Me gusta tanto leer como los canelones con bechamel.
No son incompatibles.
Ayer, cuando escribía acerca de mi emoción por la muerte de la reina inglesa, hubo quien me echó en cara no lamentar la muerte de los niños bombardeados en la guerra o de los ancianos muertos por Covid.
Además de no haber leído mis textos referidos a estos temas, que no tenían por qué, les aclararía que todos tenemos un corazón muy grande para sentir emociones. Incluso muchas al mismo tiempo. Somos así de interesantes los humanos, que tenemos grandes capacidades, muchas veces desaprovechadas, para sentir y empatizar.

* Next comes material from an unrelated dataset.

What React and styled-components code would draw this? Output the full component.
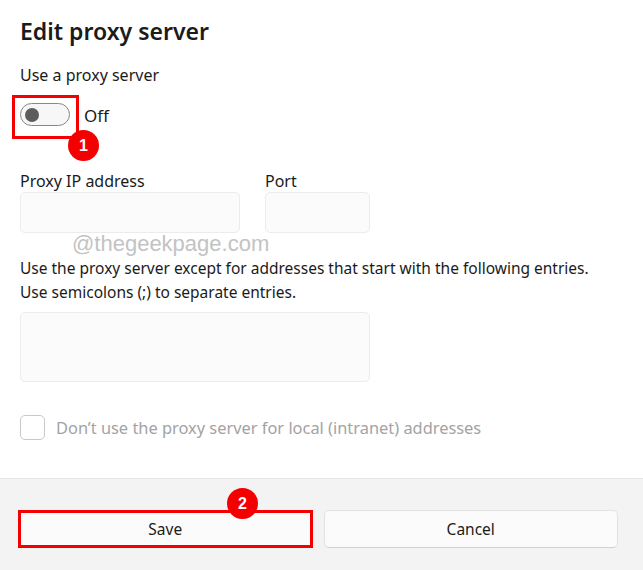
import React from 'react'
import styled, { createGlobalStyle } from 'styled-components'

const Global = createGlobalStyle`
  html, body { margin: 0; padding: 0; background: #fff; }
  body { font-family: "Noto Sans", "Open Sans", sans-serif; color: #1b1b1b; }
`

const Dialog = styled.div`
  position: relative;
  width: 643px;
  height: 570px;
  display: flex;
  flex-direction: column;
  background: #fff;
  overflow: hidden;
`

const Content = styled.div`
  flex: 1;
  padding: 14px 20px 0 20px;
`

const Title = styled.h1`
  margin: 0;
  font-size: 23px;
  line-height: 34px;
  font-weight: 600;
  color: #1b1b1b;
`

const Label = styled.div`
  font-size: 16px;
  line-height: 22px;
  margin-top: ${p => p.$top || 0}px;
`

const ToggleRow = styled.div`
  display: flex;
  align-items: center;
  gap: 14px;
  margin-top: 17px;
  height: 24px;
`

const ToggleWrap = styled.div`
  position: relative;
  width: 50px;
  height: 24px;
  &::after {
    content: '';
    position: absolute;
    left: -8px;
    top: -8px;
    width: 61px;
    height: 38px;
    border: 3px solid #f50000;
  }
`

const Track = styled.div`
  box-sizing: border-box;
  width: 50px;
  height: 23px;
  border: 1px solid #878787;
  border-radius: 12px;
  background: #f7f7f7;
  display: flex;
  align-items: center;
  padding-left: 4px;
`

const Knob = styled.div`
  width: 14px;
  height: 14px;
  border-radius: 50%;
  background: #5c5c5c;
`

const Badge = styled.div`
  position: absolute;
  left: ${p => p.$x}px;
  top: ${p => p.$y}px;
  width: 31px;
  height: 31px;
  border-radius: 50%;
  background: #f50000;
  color: #fff;
  font-family: "Liberation Sans", Arial, sans-serif;
  font-weight: 700;
  font-size: 16px;
  display: flex;
  align-items: center;
  justify-content: center;
  z-index: 2;
`

const StateText = styled.span`
  font-size: 17px;
`

const Fields = styled.div`
  display: grid;
  grid-template-columns: 220px 105px;
  column-gap: 25px;
  margin-top: 43px;
`

const Field = styled.div`
  display: flex;
  flex-direction: column;
`

const Input = styled.div`
  box-sizing: border-box;
  height: 41px;
  border: 1px solid #ececec;
  border-radius: 5px;
  background: #fbfbfb;
  width: ${p => p.$w || 220}px;
`

const Watermark = styled.div`
  position: absolute;
  left: 72px;
  top: 231px;
  font-family: "Liberation Sans", Arial, sans-serif;
  font-size: 22px;
  color: #c3c3c3;
`

const Para = styled.p`
  margin: 24px 0 0;
  font-size: 15.5px;
  line-height: 23.5px;
`

const TextArea = styled(Input)`
  height: 70px;
  width: 350px;
  margin-top: 8px;
`

const CheckRow = styled.div`
  display: flex;
  align-items: center;
  gap: 11px;
  margin-top: 33px;
  color: #a3a3a3;
  font-size: 16.4px;
`

const Box = styled.div`
  box-sizing: border-box;
  width: 25px;
  height: 25px;
  border: 1px solid #c9c9c9;
  border-radius: 5px;
`

const Footer = styled.div`
  height: 92px;
  background: #f3f3f3;
  border-top: 1px solid #e5e5e5;
  display: grid;
  grid-template-columns: 1fr 1fr;
  column-gap: 11px;
  padding: 31px 25px 0 18px;
  box-sizing: border-box;
  align-items: start;
`

const Button = styled.button`
  position: relative;
  box-sizing: border-box;
  height: 38px;
  background: #fbfbfb;
  border: ${p => (p.$marked ? '3px solid #f50000' : '1px solid #e2e2e2')};
  border-bottom-color: ${p => (p.$marked ? '#f50000' : '#d0d0d0')};
  border-radius: ${p => (p.$marked ? '0' : '5px')};
  font-family: "Noto Sans", "Open Sans", sans-serif;
  font-size: 15.5px;
  color: #1b1b1b;
  padding: 0;
`

export default function App() {
  return (
    <Dialog>
      <Global />
      <Content>
        <Title>Edit proxy server</Title>
        <Label $top={16}>Use a proxy server</Label>
        <ToggleRow>
          <ToggleWrap>
            <Track><Knob /></Track>
            <Badge $x={48} $y={27}>1</Badge>
          </ToggleWrap>
          <StateText>Off</StateText>
        </ToggleRow>
        <Fields>
          <Field>
            <Label>Proxy IP address</Label>
            <Input $w={220} />
          </Field>
          <Field>
            <Label>Port</Label>
            <Input $w={105} />
          </Field>
        </Fields>
        <Para>
          Use the proxy server except for addresses that start with the following entries.
          <br />
          Use semicolons (;) to separate entries.
        </Para>
        <TextArea />
        <CheckRow>
          <Box />
          <span>Don’t use the proxy server for local (intranet) addresses</span>
        </CheckRow>
      </Content>
      <Watermark>@thegeekpage.com</Watermark>
      <Footer>
        <Button $marked>
          Save
          <Badge $x={206} $y={-25}>2</Badge>
        </Button>
        <Button>Cancel</Button>
      </Footer>
    </Dialog>
  )
}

Hay una minoría de lectores que, cuando yo critico, humildemente, algo que no me gusta de mis compatriotas, me dicen que me vaya de España; que si digo que algo me gusta de Japón, me piden que me saque el pasaporte japonés; que si comento que Auster es maravilloso, me acusan de no haber leído a Philip Roth; que si flipo con el arte contemporáneo, que me vaya al Museo del Prado; que si me preocupa el racismo contra los negros, estoy contra los gitanos.
Ser sensible a algo no es dar una patada a todo lo demás.
Es cansino enfrentarse a argumentaciones tan simples, cuando lo hermoso de la vida es pasar por mil mundos en un minuto mientras paseamos por la playa.